*Instructions for the task:* Below are the records; collect from them each line containing the string "components".

*Working data:*
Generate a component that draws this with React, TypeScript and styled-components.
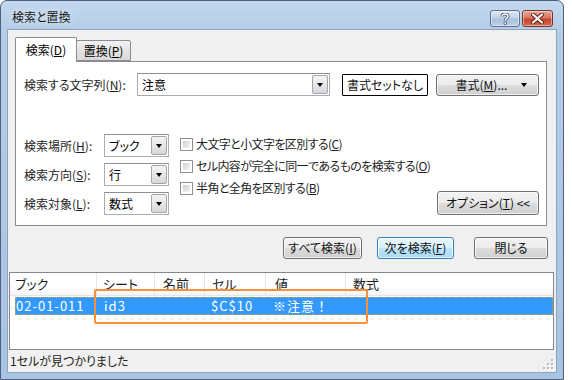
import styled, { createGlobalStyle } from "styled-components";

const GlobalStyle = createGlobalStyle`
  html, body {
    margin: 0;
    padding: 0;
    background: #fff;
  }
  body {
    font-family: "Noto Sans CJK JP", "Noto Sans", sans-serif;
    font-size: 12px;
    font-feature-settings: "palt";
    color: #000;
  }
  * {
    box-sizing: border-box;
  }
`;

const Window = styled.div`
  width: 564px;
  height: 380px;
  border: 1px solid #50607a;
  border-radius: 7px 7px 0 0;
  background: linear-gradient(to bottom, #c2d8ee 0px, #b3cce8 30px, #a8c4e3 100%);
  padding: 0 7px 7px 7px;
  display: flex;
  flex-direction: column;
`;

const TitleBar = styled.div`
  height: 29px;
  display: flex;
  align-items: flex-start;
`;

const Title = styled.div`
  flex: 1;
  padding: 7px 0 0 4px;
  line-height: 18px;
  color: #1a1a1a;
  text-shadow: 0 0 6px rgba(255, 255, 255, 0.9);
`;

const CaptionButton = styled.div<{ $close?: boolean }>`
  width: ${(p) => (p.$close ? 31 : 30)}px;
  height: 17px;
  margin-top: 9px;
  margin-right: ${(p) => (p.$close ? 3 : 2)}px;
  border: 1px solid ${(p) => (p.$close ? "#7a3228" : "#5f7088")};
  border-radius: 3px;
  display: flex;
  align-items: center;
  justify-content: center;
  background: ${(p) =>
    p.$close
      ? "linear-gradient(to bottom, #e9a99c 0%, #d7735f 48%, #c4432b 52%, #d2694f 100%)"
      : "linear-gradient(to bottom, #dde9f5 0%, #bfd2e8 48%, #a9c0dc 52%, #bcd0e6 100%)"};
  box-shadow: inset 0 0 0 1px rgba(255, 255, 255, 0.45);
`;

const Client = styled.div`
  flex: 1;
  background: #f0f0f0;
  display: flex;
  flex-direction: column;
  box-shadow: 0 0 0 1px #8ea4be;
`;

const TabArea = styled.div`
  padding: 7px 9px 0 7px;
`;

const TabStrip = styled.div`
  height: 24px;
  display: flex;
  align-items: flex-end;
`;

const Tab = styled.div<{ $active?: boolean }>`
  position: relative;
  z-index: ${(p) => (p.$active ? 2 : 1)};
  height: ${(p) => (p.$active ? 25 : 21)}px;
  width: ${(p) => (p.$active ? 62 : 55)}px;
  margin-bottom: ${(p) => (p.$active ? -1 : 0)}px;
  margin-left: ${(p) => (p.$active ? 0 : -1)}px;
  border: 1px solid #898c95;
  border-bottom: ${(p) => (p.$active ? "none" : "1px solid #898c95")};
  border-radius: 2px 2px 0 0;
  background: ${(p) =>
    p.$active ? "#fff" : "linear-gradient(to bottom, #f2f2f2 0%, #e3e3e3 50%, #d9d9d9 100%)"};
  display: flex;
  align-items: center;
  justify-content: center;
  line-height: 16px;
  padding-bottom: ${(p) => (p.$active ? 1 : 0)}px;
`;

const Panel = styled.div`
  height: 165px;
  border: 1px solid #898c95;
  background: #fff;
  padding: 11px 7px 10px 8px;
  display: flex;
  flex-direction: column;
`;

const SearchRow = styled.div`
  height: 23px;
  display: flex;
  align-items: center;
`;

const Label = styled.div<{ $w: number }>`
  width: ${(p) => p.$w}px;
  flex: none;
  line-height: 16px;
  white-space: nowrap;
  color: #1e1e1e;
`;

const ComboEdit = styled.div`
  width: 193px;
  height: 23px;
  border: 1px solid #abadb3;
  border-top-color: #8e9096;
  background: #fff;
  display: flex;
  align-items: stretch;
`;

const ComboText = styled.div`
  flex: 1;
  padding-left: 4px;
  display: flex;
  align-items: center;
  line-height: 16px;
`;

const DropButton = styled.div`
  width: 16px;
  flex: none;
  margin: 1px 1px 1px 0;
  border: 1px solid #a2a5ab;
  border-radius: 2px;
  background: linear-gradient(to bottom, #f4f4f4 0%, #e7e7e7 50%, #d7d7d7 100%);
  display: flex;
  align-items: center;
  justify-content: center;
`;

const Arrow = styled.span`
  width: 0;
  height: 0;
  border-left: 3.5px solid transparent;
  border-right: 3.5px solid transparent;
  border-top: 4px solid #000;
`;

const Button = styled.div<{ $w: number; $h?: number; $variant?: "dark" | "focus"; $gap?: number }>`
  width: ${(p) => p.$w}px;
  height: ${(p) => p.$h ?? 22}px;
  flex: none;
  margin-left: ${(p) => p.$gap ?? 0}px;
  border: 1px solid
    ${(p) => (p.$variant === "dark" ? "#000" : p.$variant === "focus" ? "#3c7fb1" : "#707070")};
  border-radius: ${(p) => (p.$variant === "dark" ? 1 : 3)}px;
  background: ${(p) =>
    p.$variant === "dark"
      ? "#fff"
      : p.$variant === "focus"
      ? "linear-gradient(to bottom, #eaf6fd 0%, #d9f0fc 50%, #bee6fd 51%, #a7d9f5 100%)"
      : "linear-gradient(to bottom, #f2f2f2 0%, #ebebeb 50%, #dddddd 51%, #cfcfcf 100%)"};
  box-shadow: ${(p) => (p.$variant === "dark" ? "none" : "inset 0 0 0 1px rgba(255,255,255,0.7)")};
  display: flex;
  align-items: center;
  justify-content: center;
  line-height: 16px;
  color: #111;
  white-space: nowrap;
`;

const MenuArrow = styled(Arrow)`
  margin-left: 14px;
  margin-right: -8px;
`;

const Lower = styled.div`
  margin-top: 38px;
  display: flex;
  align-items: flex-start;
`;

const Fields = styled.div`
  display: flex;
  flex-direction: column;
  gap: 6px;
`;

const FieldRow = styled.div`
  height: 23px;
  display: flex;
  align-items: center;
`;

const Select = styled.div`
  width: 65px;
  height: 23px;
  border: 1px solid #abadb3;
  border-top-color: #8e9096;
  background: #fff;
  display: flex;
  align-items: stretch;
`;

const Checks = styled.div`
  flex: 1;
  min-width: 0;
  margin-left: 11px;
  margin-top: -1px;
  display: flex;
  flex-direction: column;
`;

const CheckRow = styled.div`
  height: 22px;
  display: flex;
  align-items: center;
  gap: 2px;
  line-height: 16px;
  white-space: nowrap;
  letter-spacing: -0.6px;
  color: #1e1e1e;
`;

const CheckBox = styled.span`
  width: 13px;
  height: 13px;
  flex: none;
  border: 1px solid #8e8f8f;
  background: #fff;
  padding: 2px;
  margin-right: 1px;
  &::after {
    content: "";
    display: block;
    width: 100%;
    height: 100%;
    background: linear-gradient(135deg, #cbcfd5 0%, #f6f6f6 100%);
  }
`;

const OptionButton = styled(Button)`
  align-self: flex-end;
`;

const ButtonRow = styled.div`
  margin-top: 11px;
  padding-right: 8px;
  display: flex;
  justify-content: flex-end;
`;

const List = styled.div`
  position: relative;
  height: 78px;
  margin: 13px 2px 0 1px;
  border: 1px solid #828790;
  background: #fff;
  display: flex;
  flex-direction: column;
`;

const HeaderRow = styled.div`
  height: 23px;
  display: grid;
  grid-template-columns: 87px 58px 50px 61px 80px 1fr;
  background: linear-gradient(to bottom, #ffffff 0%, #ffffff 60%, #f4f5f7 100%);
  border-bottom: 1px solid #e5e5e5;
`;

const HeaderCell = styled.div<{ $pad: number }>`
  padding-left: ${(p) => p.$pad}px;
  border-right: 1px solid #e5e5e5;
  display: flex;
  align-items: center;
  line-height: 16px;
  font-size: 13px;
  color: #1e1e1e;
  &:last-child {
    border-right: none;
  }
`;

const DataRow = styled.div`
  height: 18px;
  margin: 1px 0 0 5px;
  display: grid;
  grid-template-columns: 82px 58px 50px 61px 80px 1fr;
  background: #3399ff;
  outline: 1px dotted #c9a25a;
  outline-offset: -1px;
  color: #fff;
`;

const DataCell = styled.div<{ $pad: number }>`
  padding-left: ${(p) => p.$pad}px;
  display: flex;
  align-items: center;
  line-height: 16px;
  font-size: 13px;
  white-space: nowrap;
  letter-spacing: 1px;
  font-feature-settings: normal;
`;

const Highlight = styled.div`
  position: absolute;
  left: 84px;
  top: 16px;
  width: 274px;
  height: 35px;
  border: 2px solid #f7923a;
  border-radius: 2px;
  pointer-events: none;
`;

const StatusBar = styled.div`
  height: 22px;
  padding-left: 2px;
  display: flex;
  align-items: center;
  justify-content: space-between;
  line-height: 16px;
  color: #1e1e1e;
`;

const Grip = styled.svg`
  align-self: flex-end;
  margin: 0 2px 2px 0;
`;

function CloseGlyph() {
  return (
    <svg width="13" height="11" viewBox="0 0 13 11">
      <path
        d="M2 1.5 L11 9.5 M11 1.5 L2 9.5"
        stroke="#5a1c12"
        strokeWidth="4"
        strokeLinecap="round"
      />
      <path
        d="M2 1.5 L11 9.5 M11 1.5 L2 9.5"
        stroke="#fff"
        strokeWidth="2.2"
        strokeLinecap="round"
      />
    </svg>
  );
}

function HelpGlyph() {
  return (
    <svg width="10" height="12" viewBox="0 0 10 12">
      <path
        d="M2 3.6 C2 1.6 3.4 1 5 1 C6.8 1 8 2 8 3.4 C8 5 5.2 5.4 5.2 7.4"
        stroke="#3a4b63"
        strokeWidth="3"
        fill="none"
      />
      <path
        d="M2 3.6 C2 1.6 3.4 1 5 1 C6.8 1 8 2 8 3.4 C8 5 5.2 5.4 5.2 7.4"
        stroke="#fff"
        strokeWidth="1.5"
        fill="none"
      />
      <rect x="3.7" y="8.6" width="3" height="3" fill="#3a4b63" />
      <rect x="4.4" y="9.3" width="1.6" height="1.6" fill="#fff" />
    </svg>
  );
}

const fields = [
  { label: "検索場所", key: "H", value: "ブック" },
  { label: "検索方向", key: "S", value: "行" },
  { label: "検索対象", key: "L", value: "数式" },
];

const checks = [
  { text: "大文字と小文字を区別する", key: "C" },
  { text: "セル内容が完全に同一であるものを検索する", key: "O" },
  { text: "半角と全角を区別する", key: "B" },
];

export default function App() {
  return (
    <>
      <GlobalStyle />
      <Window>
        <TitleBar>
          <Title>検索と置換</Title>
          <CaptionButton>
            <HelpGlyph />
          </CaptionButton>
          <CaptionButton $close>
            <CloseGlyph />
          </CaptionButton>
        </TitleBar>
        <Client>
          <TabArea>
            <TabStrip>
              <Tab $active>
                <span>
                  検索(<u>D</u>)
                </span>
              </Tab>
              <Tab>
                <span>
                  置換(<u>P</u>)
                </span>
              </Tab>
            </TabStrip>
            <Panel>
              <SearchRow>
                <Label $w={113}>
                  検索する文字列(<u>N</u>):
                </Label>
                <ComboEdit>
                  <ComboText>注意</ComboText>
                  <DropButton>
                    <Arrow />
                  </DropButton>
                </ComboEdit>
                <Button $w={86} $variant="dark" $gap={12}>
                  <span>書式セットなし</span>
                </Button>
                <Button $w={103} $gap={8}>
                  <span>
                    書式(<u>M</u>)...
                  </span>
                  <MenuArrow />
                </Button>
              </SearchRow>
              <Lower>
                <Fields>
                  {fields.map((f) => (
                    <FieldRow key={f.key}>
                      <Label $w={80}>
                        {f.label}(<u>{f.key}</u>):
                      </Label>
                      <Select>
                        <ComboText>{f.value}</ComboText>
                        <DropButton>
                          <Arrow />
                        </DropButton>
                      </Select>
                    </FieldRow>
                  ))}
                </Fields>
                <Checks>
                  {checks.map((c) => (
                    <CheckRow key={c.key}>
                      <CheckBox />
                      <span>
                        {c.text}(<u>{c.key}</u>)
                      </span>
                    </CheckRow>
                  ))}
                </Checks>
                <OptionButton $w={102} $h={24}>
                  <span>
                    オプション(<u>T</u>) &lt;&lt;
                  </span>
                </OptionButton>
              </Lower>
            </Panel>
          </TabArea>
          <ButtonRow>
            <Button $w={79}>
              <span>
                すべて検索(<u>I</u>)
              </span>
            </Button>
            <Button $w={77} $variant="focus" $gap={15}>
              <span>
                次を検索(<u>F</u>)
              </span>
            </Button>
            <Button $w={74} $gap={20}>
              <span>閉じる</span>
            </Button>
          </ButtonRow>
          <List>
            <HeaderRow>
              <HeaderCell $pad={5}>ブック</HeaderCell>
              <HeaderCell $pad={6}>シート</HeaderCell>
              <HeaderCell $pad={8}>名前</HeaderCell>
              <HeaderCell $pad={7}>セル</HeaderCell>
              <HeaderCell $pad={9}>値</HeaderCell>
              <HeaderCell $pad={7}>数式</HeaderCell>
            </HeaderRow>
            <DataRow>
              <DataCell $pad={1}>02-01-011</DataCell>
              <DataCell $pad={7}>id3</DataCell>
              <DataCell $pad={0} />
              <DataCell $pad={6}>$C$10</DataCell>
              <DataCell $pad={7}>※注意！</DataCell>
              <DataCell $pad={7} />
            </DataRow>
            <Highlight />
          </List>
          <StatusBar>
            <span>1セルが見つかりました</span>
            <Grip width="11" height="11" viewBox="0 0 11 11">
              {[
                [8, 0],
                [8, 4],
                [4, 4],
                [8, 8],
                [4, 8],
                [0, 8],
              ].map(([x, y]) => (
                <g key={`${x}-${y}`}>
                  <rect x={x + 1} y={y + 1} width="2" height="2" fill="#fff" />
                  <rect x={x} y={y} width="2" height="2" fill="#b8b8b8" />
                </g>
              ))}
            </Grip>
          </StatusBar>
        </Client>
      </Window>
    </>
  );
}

...

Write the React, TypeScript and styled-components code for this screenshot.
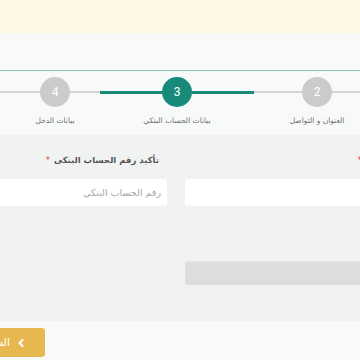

*Completed task:*
Generate a component that draws this with React, TypeScript and styled-components.
import styled, { createGlobalStyle } from "styled-components";
Write the React, TypeScript and styled-components code for this screenshot.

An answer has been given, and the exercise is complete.